We all know that ediscovery is expensive, and various research reports have so confirmed. The definitive Rand study, Where the Money Goes: Understanding Litigant Expenditures for Producing Electronic Discovery, found that median costs for collection, processing, and review are $17,507 per gigabyte (roughly 3,500 documents or 10,000 e-mails).  The math is not pretty – a case involving 482 GBs of source data could exceed $8 million in ediscovery costs.

And on top of that are preservation costs. The  Preservation Costs Survey demonstrated that large companies incur significant fixed costs for preservation (for in-house ediscovery personnel and also for procurement and maintenance of legal hold management and data preservation technology systems), averaging $2.5 million annually.  More significant is the cost of employee time lost in complying with legal holds.  While companies with up to 10,000 employees incur the average time cost of over $428,000 per year, costs for the largest companies exceed $38 million per year.

There is indeed great complexity in how to cost-effectively process huge amounts of data through the ediscovery funnel. Tighter management of ediscovery processes continues to be important.

But as we ponder how to cut costs, let’s not confuse symptoms with causes:

What if the primary driver of ediscovery cost is not how we manage the collection-processing-review-production funnel, but is instead the breathtaking volumes of data we cram into the ediscovery funnel in the first place?

Sure, over-preservation is indeed a contributor to ediscovery cost. For example, Microsoft disclosed in testimony to the Judicial Conference’s Advisory Committee on Civil Rules (in advance of the 2015 FRCP amendments) that it preserved nearly 700 times the data it eventually produced in litigation.

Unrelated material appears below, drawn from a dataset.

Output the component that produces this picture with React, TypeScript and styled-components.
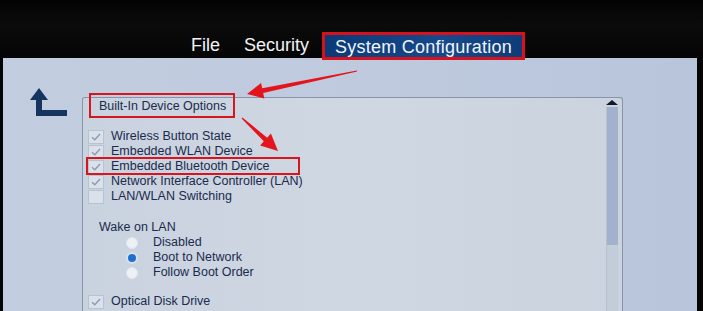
import React from "react";
import styled, { createGlobalStyle } from "styled-components";

const Global = createGlobalStyle`
  html, body { margin: 0; padding: 0; background: #000; }
  body { font-family: "Liberation Sans", Arial, sans-serif; }
`;

const Screen = styled.div`
  position: relative;
  width: 703px;
  height: 311px;
  overflow: hidden;
  background: #050505;
  display: flex;
  flex-direction: column;
`;

const TopBar = styled.div`
  height: 58px;
  flex: none;
  display: flex;
  align-items: flex-end;
  padding-left: 191px;
  background: linear-gradient(#030303 0%, #0b0b0b 40%, #050505 100%);
  position: relative;
  z-index: 2;
`;

const MenuItem = styled.div<{ $active?: boolean }>`
  font-size: 18px;
  line-height: 24px;
  color: #f2f4f7;
  height: 28px;
  display: flex;
  align-items: center;
  box-sizing: border-box;
  margin-right: ${(p) => (p.$active ? "0" : "24px")};
  padding: ${(p) => (p.$active ? "0 10px 0 10px" : "0")};
  margin-bottom: ${(p) => (p.$active ? "-2px" : "0")};
  padding-top: 2px;
  ${(p) =>
    p.$active &&
    `
    border: 3px solid #d8121c;
    background: linear-gradient(90deg, #0b3a78 0%, #164a8c 60%, #0e3c7a 100%);
    margin-left: -11px;
    letter-spacing: 0.25px;
  `}
`;

const Panel = styled.div`
  flex: 1;
  margin: 0 6px 0 3px;
  background: linear-gradient(90deg, #c2cde0 0%, #bfcade 50%, #b8c5db 100%);
  display: flex;
  align-items: flex-start;
  padding: 30px 0 0 27px;
  box-sizing: border-box;
`;

const BackIcon = styled.svg`
  flex: none;
  width: 38px;
  height: 29px;
  margin-right: 14px;
`;

const GroupBox = styled.div`
  margin-top: 9px;
  width: 541px;
  height: 260px;
  box-sizing: border-box;
  border: 1px solid #8894a8;
  border-bottom: none;
  border-radius: 3px 3px 0 0;
  background: linear-gradient(90deg, #c9d2df 0%, #cfd7e2 50%, #cbd3df 100%);
  display: flex;
  color: #1a2b4d;
`;

const GroupContent = styled.div`
  flex: 1;
  padding-left: 5px;
  display: flex;
  flex-direction: column;
  align-items: flex-start;
`;

const Legend = styled.div`
  margin: -5px 0 0 1px;
  width: 146px;
  height: 25px;
  box-sizing: border-box;
  border: 2px solid #d8141c;
  padding: 0 0 0 8px;
  font-size: 12.5px;
  line-height: 20px;
  display: flex;
  align-items: center;
  color: #1a2b4d;
`;

const List = styled.div<{ $top: number }>`
  margin-top: ${(p) => p.$top}px;
  display: flex;
  flex-direction: column;
`;

const CheckRow = styled.div<{ $marked?: boolean }>`
  position: relative;
  height: 15px;
  display: flex;
  align-items: center;
  gap: 7px;
  font-size: 12.5px;
  line-height: 15px;
  ${(p) =>
    p.$marked &&
    `
    &::after {
      content: "";
      position: absolute;
      left: -2px;
      top: -2px;
      width: 214px;
      height: 18px;
      box-sizing: border-box;
      border: 2px solid #d8141c;
    }
  `}
`;

const Box = styled.div`
  width: 16px;
  height: 14px;
  box-sizing: border-box;
  border: 1px solid #b8c2d0;
  background: #dbe1ea;
  display: flex;
  align-items: center;
  justify-content: center;
`;

const SectionTitle = styled.div`
  margin: 16px 0 0 11px;
  height: 15px;
  font-size: 12.5px;
  line-height: 15px;
`;

const RadioRow = styled.div`
  height: 15px;
  display: flex;
  align-items: center;
  margin-left: 38px;
  gap: 15px;
  font-size: 12.5px;
  line-height: 15px;
`;

const Radio = styled.div<{ $on?: boolean }>`
  width: 12px;
  height: 12px;
  border-radius: 50%;
  box-sizing: border-box;
  background: ${(p) => (p.$on ? "#1f6fd1" : "#edf1f6")};
  border: ${(p) => (p.$on ? "2px solid #d8e2ee" : "1px solid #dfe6ef")};
`;

const ScrollBar = styled.div`
  flex: none;
  width: 16px;
  margin: 2px 2px 0 0;
  display: flex;
  flex-direction: column;
  align-items: center;
`;

const ScrollArrow = styled.div`
  width: 0;
  height: 0;
  border-left: 6px solid transparent;
  border-right: 6px solid transparent;
  border-bottom: 5px solid #111a2a;
`;

const Track = styled.div`
  margin-top: 2px;
  width: 11px;
  flex: 1;
  background: #c3ccd9;
  border-left: 1px solid #b6c0cf;
  display: flex;
  flex-direction: column;
`;

const Thumb = styled.div`
  height: 138px;
  background: #a2b2cd;
`;

const Annotations = styled.svg`
  position: absolute;
  left: 0;
  top: 0;
  width: 703px;
  height: 311px;
  pointer-events: none;
  z-index: 3;
`;

const Check = () => (
  <svg width="10" height="8" viewBox="0 0 10 8">
    <path d="M1 4.2 L3.8 6.8 L9 1" fill="none" stroke="#8c9bb3" strokeWidth="1.4" />
  </svg>
);

const checks = [
  { label: "Wireless Button State", on: true },
  { label: "Embedded WLAN Device", on: true },
  { label: "Embedded Bluetooth Device", on: true, marked: true },
  { label: "Network Interface Controller (LAN)", on: true },
  { label: "LAN/WLAN Switching", on: false },
];

const radios = [
  { label: "Disabled", on: false },
  { label: "Boot to Network", on: true },
  { label: "Follow Boot Order", on: false },
];

export default function App() {
  return (
    <>
      <Global />
      <Screen>
        <TopBar>
          <MenuItem>File</MenuItem>
          <MenuItem>Security</MenuItem>
          <MenuItem $active>System Configuration</MenuItem>
        </TopBar>
        <Panel>
          <BackIcon viewBox="0 0 38 29">
            <path d="M9 0 L18 12 L12 12 L12 22 L37 22 L37 28 L6 28 L6 12 L0 12 Z" fill="#15345f" />
          </BackIcon>
          <GroupBox>
            <GroupContent>
              <Legend>Built-In Device Options</Legend>
              <List $top={11}>
                {checks.map((c) => (
                  <CheckRow key={c.label} $marked={c.marked}>
                    <Box>{c.on && <Check />}</Box>
                    {c.label}
                  </CheckRow>
                ))}
              </List>
              <SectionTitle>Wake on LAN</SectionTitle>
              <List $top={0}>
                {radios.map((r) => (
                  <RadioRow key={r.label}>
                    <Radio $on={r.on} />
                    {r.label}
                  </RadioRow>
                ))}
              </List>
              <List $top={14}>
                <CheckRow>
                  <Box>
                    <Check />
                  </Box>
                  Optical Disk Drive
                </CheckRow>
              </List>
            </GroupContent>
            <ScrollBar>
              <ScrollArrow />
              <Track>
                <Thumb />
              </Track>
            </ScrollBar>
          </GroupBox>
        </Panel>
        <Annotations viewBox="0 0 703 311">
          <polygon
            points="247,94 264.3,98.5 263.2,93.1 357.1,71.5 356.9,70.5 262.2,88.3 261.1,82.9"
            fill="#e3141b"
          />
          <polygon
            points="278,151 260.1,145.4 263.8,141.3 241.6,118.4 242.4,117.6 267.2,137.7 270.9,133.6"
            fill="#e3141b"
          />
        </Annotations>
      </Screen>
    </>
  );
}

But there’s more going on here than the Legal Department’s concerns about spoliation exposures. Simply put, we retain way too much data, without any legal requirement or business need.  And once the preservation duty arises, the ediscovery volume damage is already done.

The damage arises most commonly with data sources that are largely uncontrolled. Participants in the Preservation Costs Survey reported that, regardless of company size, their most difficult and burdensome data sources for preservation are email and hard drives, followed by legacy data.  The common denominator?  A lack of effective governance for unstructured business data, which allows rampant over-retention, which in turn, unsurprisingly, results in over-preservation.  And on it goes.

As presaged in the 2015 Annual Report of the Information Governance Initiative:

Our inattention to information is a creeping disaster in an age where we can no longer feel the weight of information, but we completely rely on it for our success and even our survival. Silicon Valley is an enabler, with business models that allow—and even depend upon—our atavistic fear of throwing things away by making information storage (and its costs) all but invisible.

Whether visible or not, the costs are there. And while a price will be paid later, during litigation, the damage was done long before, when we kept information far beyond any compliance or business need.  We should stop doing that to ourselves.